Member of the National Assembly
- In office 30 May 2016 – 29 May 2020
- Preceded by: Hwang Young-cheul (Hoengseong-gun)
- Constituency: Gangwon Taebaek Hoengseong-gun Yeongwol-gun Pyeongchang-gun Jeongseon-gun
- In office 30 May 2012 – 29 May 2016
- Preceded by: Choi Jong-won
- Succeeded by: Himself (partially)
- Constituency: Gangwon Taebaek Yeongwol-gun Pyeongchang-gun Jeongseon-gun

Secretary-General of the Future Korea Party
- In office 21 March 2020 – 29 May 2020
- Preceded by: Cho Hun-hyun
- Succeeded by: Party dissolved

Secretary-General of the Liberty Korea Party
- In office 7 June 2017 – 6 July 2017
- Preceded by: Park Maeng-woo
- Succeeded by: Hong Moon-pyo

Personal details
- Born: February 28, 1961 (age 65) Doam-myeon, Pyeongchang-gun, Gangwon, South Korea
- Party: Future Korea
- Other political affiliations: United Future Party (2020) Liberty Korea Party (2017–2020) Saenuri Party (2017–2012) Grand National Party Democratic Party
- Spouse: Han In-suk (m. 2003)
- Children: 2
- Alma mater: Catholic Kwandong University

Korean name
- Hangul: 염동열
- Hanja: 廉東烈
- RR: Yeom Dongyeol
- MR: Yŏm Tongyŏl

= Yeom Dong-yeol =

South Korean politician (born 1961)

Yeom Dong-yeol (born 28 February 1961) is a South Korean politician and a current member of the National Assembly.

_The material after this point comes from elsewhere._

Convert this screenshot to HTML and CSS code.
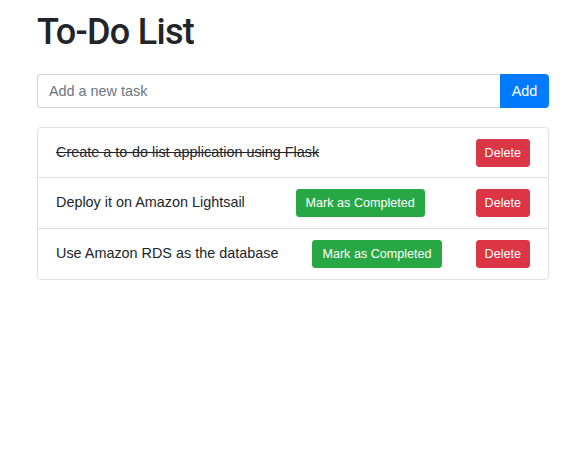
FILE: index.html
```html
<!DOCTYPE html>
<html lang="en">
<head>
<meta charset="utf-8">
<title>To-Do List</title>
<link rel="stylesheet" href="styles.css">
</head>
<body>
<div class="container">
  <h1 class="title">To-Do List</h1>
  <form class="add-form">
    <input class="task-input" type="text" placeholder="Add a new task">
    <button class="btn btn-add" type="button">Add</button>
  </form>
  <ul class="task-list">
    <li class="task-item">
      <span class="task-text done">Create a to-do list application using Flask</span>
      <button class="btn btn-sm btn-delete" type="button">Delete</button>
    </li>
    <li class="task-item">
      <span class="task-text">Deploy it on Amazon Lightsail</span>
      <button class="btn btn-sm btn-complete" type="button">Mark as Completed</button>
      <button class="btn btn-sm btn-delete" type="button">Delete</button>
    </li>
    <li class="task-item">
      <span class="task-text">Use Amazon RDS as the database</span>
      <button class="btn btn-sm btn-complete" type="button">Mark as Completed</button>
      <button class="btn btn-sm btn-delete" type="button">Delete</button>
    </li>
  </ul>
</div>
</body>
</html>
```
FILE: styles.css
```css
* { box-sizing: border-box; }

body {
  margin: 0;
  background: #fff;
  color: #212529;
  font-family: "Liberation Sans", Arial, sans-serif;
  font-size: 14.4px;
  line-height: 1.5;
}

.container {
  width: 512px;
  margin: 0 auto;
  padding-top: 11px;
}

.title {
  margin: 0 0 20px;
  font-family: Roboto, "Liberation Sans", Arial, sans-serif;
  font-size: 36px;
  font-weight: 500;
  line-height: 43px;
  letter-spacing: -0.7px;
  color: #212529;
}

.add-form {
  display: flex;
  height: 34px;
  margin: 0;
}

.task-input {
  flex: 1;
  min-width: 0;
  height: 34px;
  padding: 5px 11px;
  border: 1px solid #ced4da;
  border-right: none;
  border-radius: 3.6px 0 0 3.6px;
  font-family: inherit;
  font-size: 14.4px;
  color: #495057;
  outline: none;
}

.task-input::placeholder { color: #6c757d; opacity: 1; }

.btn {
  font-family: inherit;
  border: 1px solid transparent;
  color: #fff;
  cursor: pointer;
  white-space: nowrap;
}

.btn-add {
  width: 49px;
  height: 34px;
  padding: 0;
  background: #007bff;
  border-color: #007bff;
  border-radius: 0 3.6px 3.6px 0;
  font-size: 14.4px;
}

.task-list {
  list-style: none;
  margin: 19px 0 0;
  padding: 0;
  border: 1px solid #dfdfdf;
  border-radius: 3.6px;
}

.task-item {
  display: flex;
  align-items: center;
  justify-content: space-between;
  height: 51px;
  padding: 0 18px;
  border-top: 1px solid #dfdfdf;
}

.task-item:first-child { border-top: none; height: 49px; }

.task-text { font-size: 14.4px; }

.task-text.done { text-decoration: line-through; }

.btn-sm {
  height: 28px;
  padding: 0 8px;
  font-size: 12.6px;
  border-radius: 2.9px;
}

.btn-complete {
  padding: 0 9px;
  background: #28a745;
  border-color: #28a745;
}

.btn-delete {
  background: #dc3545;
  border-color: #dc3545;
}
```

== Early life and education ==
Yeom was born in Doam-myeon, Pyeongchang County, Gangwon, South Korea on February 28, 1961. He graduated from Catholic Kwandong University with a degree in business administration.

== Political career ==
Yeom ran for representative of Gangwon Pyeongchang County and Yeongwol County in 2000 as a member of the Democratic Party, but lost to Kim Yong-hak of the Grand National Party.

Yeom ran for the same district in 2010 during by-elections but lost to Choi Jong-won of the Democratic Party.

In 2012, Yeom ran for the same district once again and was elected with 56.61% of the vote. He was pro-Park Geun-hye.

In 2016, Yeom's constituency was reorganized, despite that he won his constituency again in the 2016 South Korean legislative election.

He assumed the position of Secretary-General of the Liberty Korea Party on June 7, 2017.

He has announced that he will not be running in the 2020 South Korean legislative election.

On March 19, 2020, he and three other United Future Party members including Won Yoo-chul defected to the Future Korea Party.

He became the second Secretary-General of the Future Korea Party on March 21, 2020; succeeding Cho Hun-hyun.

== Personal life ==
Yeom married his wife, Han In-sook in 2003. They have two sons.